Determine which lines contain the word "index", then copy those lines.
------
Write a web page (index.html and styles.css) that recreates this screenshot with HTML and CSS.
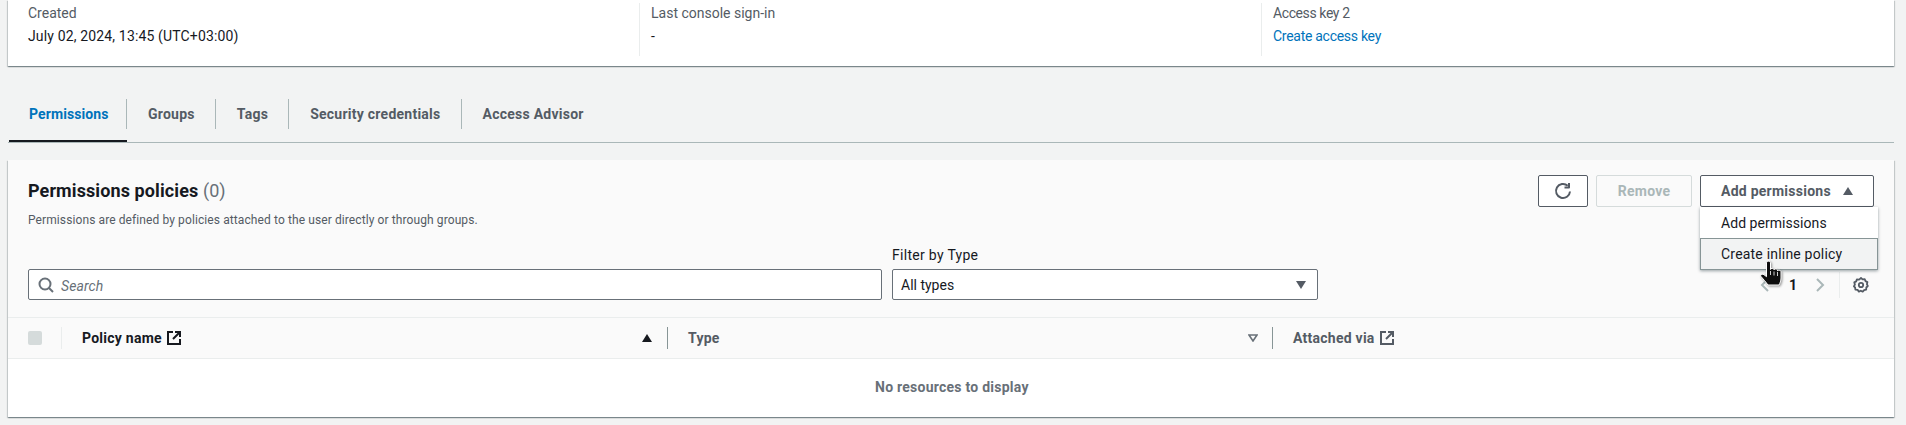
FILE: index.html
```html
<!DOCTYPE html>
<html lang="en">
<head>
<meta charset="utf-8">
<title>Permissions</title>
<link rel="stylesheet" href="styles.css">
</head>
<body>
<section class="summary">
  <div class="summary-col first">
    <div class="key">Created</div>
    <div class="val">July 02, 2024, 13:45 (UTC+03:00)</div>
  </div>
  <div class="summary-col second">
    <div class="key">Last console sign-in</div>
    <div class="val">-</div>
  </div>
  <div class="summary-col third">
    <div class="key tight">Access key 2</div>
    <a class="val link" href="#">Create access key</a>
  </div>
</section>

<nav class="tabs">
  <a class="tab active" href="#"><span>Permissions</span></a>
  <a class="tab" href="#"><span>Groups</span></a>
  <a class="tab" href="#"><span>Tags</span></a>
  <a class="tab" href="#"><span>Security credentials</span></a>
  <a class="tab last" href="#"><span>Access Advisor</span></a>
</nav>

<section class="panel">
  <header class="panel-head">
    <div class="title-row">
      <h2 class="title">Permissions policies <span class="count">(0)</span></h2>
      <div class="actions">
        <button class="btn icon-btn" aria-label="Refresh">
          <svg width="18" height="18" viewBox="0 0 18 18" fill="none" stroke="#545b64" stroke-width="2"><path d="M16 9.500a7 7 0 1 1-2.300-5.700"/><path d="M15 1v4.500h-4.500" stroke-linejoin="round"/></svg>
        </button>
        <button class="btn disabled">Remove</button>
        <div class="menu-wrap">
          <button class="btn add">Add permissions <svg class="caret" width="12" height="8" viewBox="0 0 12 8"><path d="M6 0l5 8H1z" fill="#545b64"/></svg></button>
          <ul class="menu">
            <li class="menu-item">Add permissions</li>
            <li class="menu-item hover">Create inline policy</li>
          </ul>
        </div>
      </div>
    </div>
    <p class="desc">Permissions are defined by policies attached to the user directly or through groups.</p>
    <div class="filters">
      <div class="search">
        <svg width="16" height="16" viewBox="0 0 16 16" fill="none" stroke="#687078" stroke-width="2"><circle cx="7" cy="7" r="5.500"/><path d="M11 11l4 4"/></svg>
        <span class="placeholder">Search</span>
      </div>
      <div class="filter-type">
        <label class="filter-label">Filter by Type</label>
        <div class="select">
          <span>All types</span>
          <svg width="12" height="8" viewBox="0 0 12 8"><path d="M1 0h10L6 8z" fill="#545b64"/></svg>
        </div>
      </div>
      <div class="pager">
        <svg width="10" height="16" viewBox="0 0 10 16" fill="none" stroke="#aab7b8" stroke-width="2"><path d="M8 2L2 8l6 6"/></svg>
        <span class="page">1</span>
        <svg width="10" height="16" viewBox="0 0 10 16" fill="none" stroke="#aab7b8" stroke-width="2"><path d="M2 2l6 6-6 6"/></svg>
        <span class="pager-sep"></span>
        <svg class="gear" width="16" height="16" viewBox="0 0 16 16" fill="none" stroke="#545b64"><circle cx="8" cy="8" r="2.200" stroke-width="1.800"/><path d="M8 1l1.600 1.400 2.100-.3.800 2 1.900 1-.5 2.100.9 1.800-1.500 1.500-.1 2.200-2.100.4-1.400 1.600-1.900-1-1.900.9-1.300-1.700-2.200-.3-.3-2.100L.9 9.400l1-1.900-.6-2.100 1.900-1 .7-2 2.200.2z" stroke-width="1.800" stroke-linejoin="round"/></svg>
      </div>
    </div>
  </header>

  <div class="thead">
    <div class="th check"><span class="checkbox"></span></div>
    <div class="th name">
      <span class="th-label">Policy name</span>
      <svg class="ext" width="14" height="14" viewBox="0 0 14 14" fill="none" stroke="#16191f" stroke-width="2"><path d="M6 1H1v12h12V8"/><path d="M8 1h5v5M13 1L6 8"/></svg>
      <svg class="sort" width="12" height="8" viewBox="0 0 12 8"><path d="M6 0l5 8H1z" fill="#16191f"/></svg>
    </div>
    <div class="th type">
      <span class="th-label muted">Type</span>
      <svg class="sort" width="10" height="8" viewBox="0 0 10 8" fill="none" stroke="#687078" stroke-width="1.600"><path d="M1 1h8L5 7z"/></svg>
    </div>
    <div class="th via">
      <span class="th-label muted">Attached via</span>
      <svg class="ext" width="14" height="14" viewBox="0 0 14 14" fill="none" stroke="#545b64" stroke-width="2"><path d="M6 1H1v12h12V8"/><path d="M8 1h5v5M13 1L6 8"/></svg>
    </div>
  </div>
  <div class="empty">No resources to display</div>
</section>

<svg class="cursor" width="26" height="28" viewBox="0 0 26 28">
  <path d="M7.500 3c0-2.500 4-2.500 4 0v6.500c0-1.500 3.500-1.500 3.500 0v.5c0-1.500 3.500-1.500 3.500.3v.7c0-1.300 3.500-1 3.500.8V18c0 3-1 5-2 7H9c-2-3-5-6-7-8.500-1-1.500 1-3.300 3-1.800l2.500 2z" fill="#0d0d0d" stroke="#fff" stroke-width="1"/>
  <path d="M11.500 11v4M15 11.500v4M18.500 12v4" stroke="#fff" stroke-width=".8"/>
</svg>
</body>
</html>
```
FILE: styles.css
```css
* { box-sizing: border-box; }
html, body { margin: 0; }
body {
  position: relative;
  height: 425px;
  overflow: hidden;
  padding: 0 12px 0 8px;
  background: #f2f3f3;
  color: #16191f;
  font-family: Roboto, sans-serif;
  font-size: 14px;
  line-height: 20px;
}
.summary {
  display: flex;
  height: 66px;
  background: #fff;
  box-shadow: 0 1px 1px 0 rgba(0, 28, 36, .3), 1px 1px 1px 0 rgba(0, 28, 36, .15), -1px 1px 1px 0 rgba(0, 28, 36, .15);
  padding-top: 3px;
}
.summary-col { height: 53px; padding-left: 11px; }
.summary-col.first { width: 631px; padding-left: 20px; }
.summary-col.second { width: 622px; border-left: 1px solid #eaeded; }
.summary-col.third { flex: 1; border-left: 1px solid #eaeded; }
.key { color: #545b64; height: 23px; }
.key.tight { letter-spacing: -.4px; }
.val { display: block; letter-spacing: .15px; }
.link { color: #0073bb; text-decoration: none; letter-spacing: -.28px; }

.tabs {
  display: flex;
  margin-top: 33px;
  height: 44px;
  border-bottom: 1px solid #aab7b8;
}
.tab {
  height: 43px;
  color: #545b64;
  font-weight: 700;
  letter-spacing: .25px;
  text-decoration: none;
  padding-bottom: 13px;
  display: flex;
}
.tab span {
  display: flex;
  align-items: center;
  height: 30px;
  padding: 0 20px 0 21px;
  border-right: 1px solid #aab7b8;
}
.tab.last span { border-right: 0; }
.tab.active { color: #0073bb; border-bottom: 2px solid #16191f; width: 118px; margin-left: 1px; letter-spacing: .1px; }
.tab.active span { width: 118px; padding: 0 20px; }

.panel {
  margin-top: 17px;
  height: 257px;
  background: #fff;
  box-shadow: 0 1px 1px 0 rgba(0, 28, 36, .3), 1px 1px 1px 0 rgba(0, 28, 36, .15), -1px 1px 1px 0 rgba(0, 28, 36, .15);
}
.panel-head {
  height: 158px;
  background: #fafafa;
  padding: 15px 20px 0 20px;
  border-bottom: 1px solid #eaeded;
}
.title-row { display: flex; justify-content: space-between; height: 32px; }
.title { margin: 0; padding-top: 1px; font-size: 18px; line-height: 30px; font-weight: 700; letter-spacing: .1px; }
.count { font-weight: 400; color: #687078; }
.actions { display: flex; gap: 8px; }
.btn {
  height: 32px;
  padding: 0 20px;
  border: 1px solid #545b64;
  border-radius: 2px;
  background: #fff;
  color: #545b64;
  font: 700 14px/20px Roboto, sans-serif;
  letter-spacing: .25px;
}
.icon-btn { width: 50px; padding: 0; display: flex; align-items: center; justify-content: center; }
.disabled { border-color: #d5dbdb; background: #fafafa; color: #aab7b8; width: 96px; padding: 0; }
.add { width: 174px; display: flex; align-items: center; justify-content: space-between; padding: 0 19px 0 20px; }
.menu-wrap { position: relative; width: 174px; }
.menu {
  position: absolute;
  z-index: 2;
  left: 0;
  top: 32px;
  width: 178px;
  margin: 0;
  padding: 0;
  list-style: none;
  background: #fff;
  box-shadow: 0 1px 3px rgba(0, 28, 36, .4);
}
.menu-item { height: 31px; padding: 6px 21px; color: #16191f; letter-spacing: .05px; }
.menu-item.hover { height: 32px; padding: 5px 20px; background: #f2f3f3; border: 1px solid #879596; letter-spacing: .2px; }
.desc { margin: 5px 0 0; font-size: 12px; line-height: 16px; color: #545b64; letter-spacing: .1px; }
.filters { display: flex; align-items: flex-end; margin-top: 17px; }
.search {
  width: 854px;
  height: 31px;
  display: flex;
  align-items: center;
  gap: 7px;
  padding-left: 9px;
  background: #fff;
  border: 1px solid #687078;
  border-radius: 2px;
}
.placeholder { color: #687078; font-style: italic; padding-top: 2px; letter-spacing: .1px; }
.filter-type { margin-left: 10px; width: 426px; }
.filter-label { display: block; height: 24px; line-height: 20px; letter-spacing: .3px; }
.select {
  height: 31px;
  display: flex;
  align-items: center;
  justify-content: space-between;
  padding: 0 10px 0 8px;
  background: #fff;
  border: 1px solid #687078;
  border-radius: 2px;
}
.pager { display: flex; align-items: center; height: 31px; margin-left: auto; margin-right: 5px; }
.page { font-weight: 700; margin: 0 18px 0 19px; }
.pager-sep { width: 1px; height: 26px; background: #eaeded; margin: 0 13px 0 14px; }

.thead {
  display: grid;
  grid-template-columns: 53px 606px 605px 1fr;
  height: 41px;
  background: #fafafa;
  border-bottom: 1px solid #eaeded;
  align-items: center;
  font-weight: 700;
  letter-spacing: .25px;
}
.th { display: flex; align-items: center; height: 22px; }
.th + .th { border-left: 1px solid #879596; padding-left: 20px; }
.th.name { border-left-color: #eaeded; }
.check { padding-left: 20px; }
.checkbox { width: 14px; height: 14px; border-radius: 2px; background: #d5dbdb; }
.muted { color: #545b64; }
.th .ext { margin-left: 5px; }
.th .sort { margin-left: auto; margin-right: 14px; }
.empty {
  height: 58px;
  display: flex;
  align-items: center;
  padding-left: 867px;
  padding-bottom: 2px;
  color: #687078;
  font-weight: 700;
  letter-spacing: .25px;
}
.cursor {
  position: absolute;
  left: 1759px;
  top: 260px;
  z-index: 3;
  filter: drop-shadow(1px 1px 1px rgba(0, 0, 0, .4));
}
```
------
■ Answer
Write a web page (index.html and styles.css) that recreates this screenshot with HTML and CSS.
FILE: index.html
  z-index: 2;
  z-index: 3;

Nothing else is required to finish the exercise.